Despite developers’ attempts to ease worries, neighbors believe a proposed subdivision in Dripping Springs’ extraterritorial jurisdiction (ETJ) could worsen flooding in the area and contaminate and possibly damage the Edwards Aquifer.
The 782-acre property, located on FM 967 just outside of Buda, has been in owner Mike Rutherford Jr.’s family for generations, but could be the future site of a master-planned residential community of nearly 1,200 homes, if approved.
On April 24, the team behind the proposed development gave a presentation to the Dripping Springs Planning and Zoning Commission.
Andy Barrett, the attorney representing the project, named Bob Wunch as the developer who submitted the proposal. He said Wunch is responsible for developing Reunion Ranch in Austin. The development proposed for the Rutherford tract will be similar to Reunion Ranch, Barrett said.
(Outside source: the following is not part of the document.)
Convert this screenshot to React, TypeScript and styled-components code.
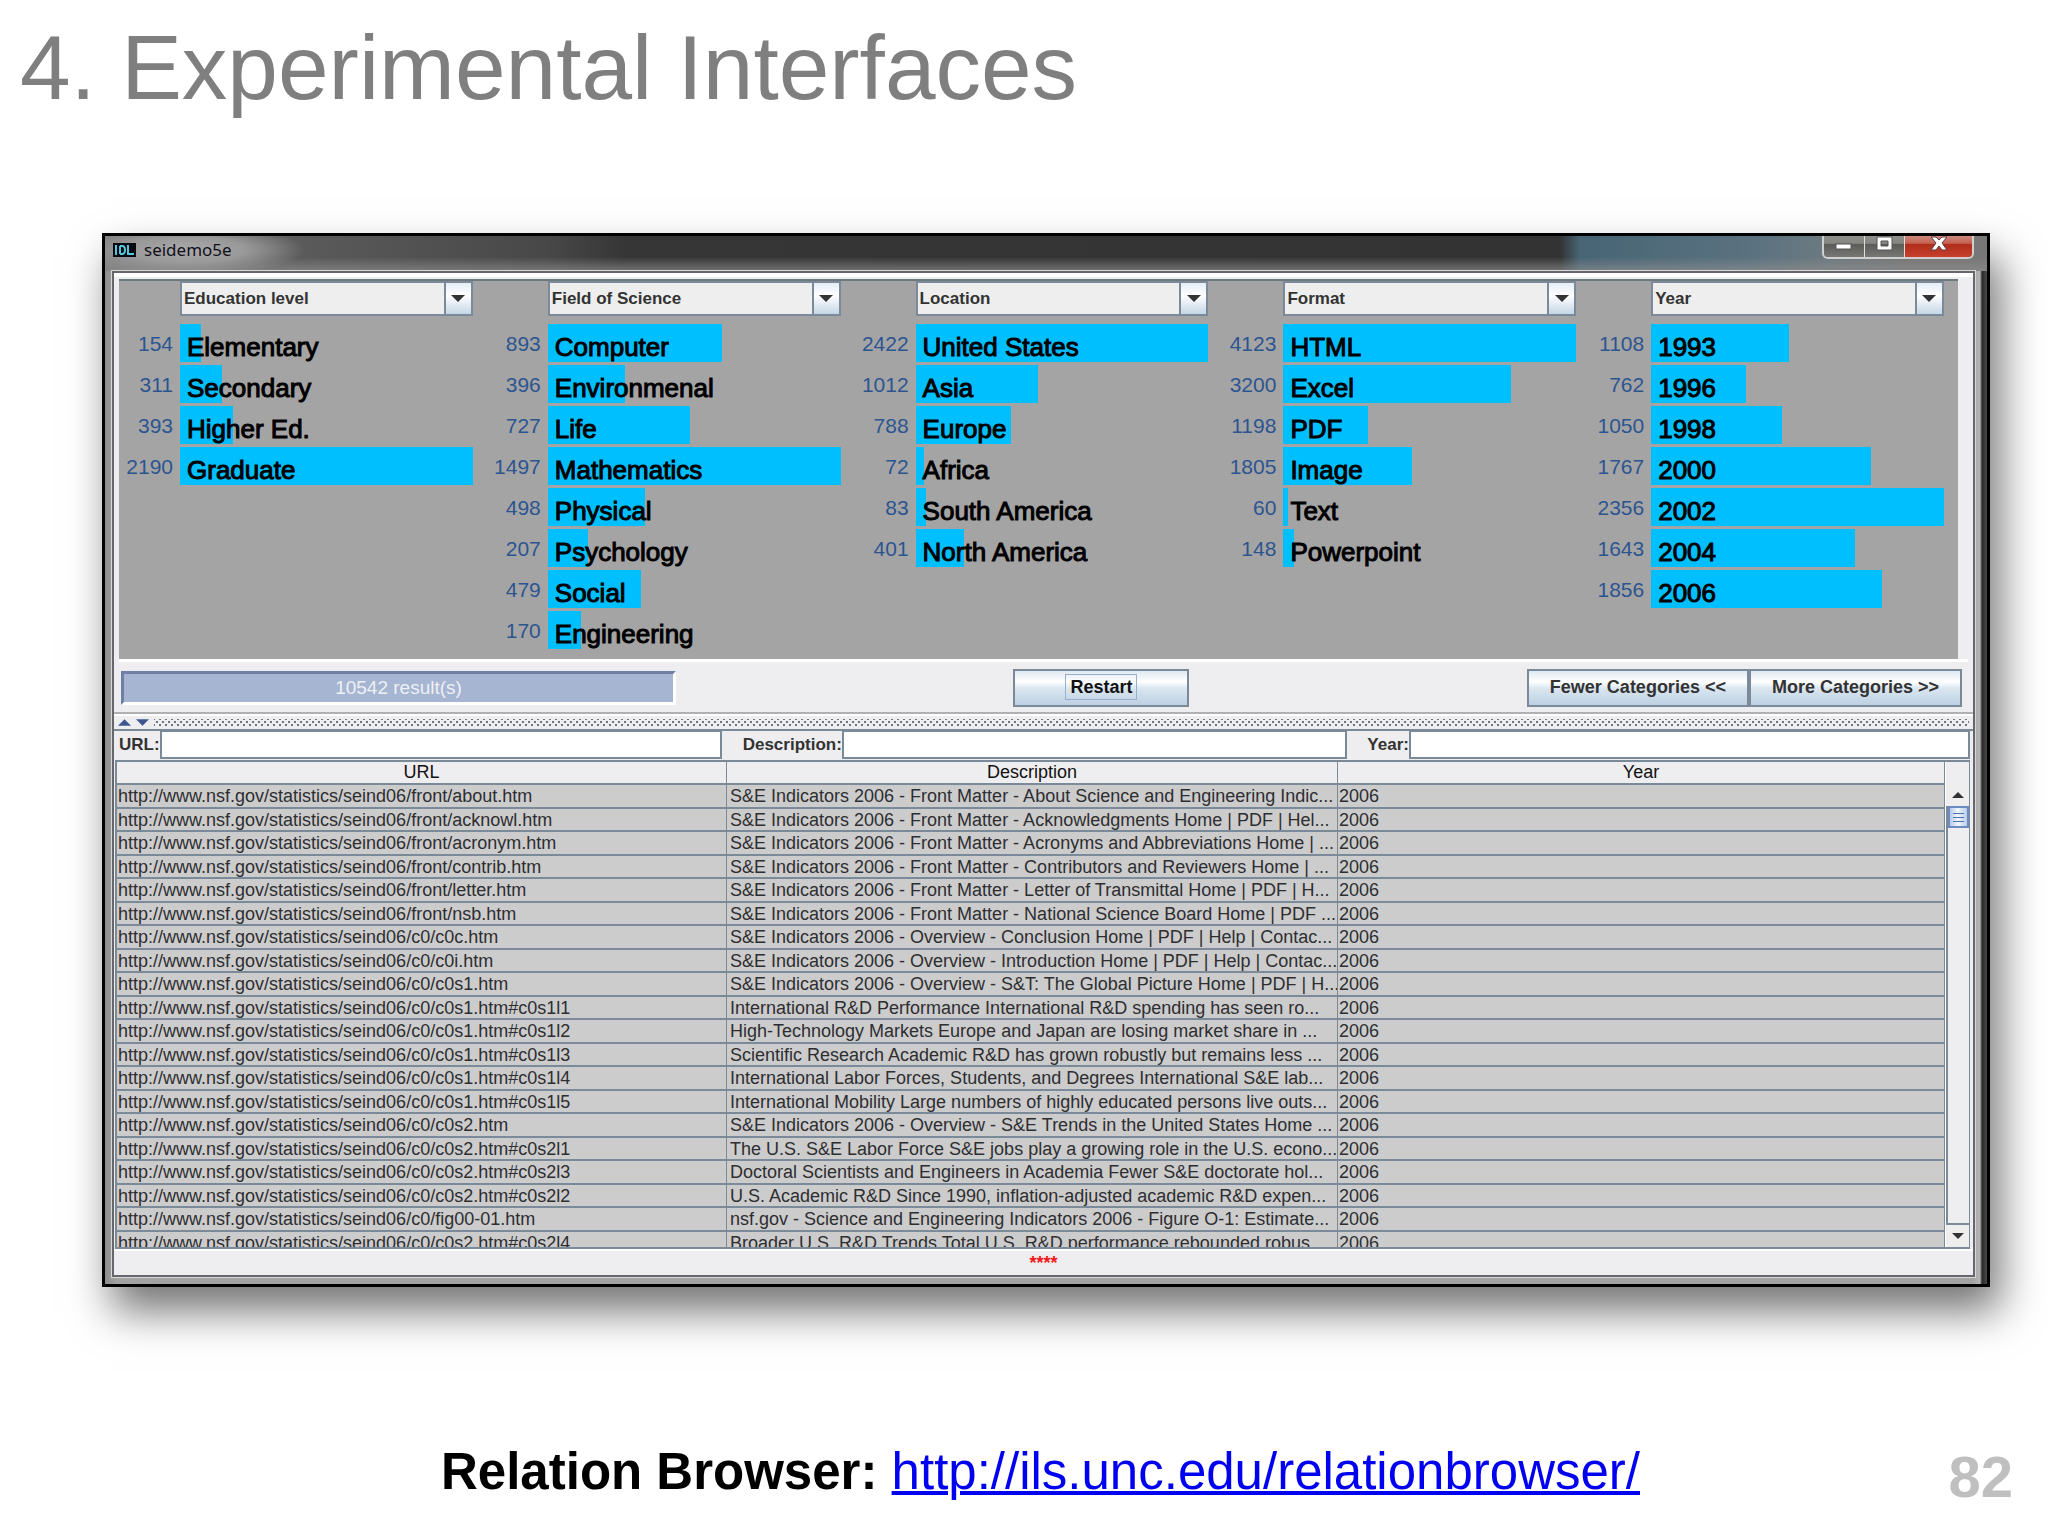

Project representatives said that the design takes into account the natural characteristics and drainage ways of the land, and will strive to preserve trees and other features.
There are plans to offer a community farm as an amenity, Barrett said, as well as to have a rainwater collection system for every home. The project pitched public park dedication, a 200-foot buffer of natural vegetation on the perimeter of the property and volunteered to meet additional Texas Commission on Environmental Quality (TCEQ) standards for stormwater drainage.
However, that was not enough of a concession for the more than 15 who neighbors who spoke out and said the steps taken by the developers to preserve the adjacent properties was not enough.
The land is within the Edwards Aquifer recharge zone, which means any development must meet a higher standard of regulation to protect the surrounding environment. However, the initial development agreement proposal released to the public shows that the developer has requested variances for 31 existing city ordinances.
A particular point of contention is a request for a variance that would allow the developer increase the impervious cover of the development from the usual 10 percent permissible for areas within the recharge zone to 25 percent. The tract is located on top of a hill, and rain runoff falls down the hill and often floods neighbors.
“We think any increase is only going to make the flooding worse. It is only barely manageable now,” said Don Inbody, who lives just north of the Rutherford land.
Matt Cutler, who also lives on property near the proposed subdivision, says it only takes between three and five inches of water to flood his land. That also sends water into the nearby Dahlstrom Cave, which is connected to the aquifer. Cutler expressed concern that more homes would contaminate the drinking water of the whole neighborhood, which uses wells.
“For their profit, we’re going to suffer,” Cutler said. “We’re going to get flooded out. Our water’s going to get contaminated. And there’s no provision.”
Area resident Mark Strauss began a petition in protest of the development less than two weeks before the April 24 meeting. His goal was to collect 50 signatures, but as of Tuesday evening, he had received 280.
“Why do we even have zoning laws and protected zones like the Edwards Aquifer recharge zone if we’re just going to let people come in and develop the property anyway,” Strauss said.
Commissioner Mim James made it clear to residents that this meeting was only the beginning of a long process.
“We have not agreed to any (variances) at this stage of the game, whether it be impervious cover or plot sizes,” James said. “That’s got to be sorted out with the county and city.”
The city and developer are not in agreement about impervious cover, he told the neighbors, and that it was clear the area already had a flooding problem.
James assured them that they would work to not allow any development that would further exacerbate the stormwater runoff.
“I can’t promise you we’re going to see eye-to-eye at the end of the day,” Mims said. “This is a very complex and challenging development proposal that we’re dealing with here. We’re going to strive to do the best we possibly can.”
CORRECTION: In an earlier version and in our print edition, we incorrectly referenced Mark Rutherford, Jr. as the owner of the Rutherford Ranch property. Mike Rutherford, Jr. is the owner of Rutherford Ranch. An update has also been made to reflect the correct spelling of Bob Wunch, who is the developer. We apologize for the errors.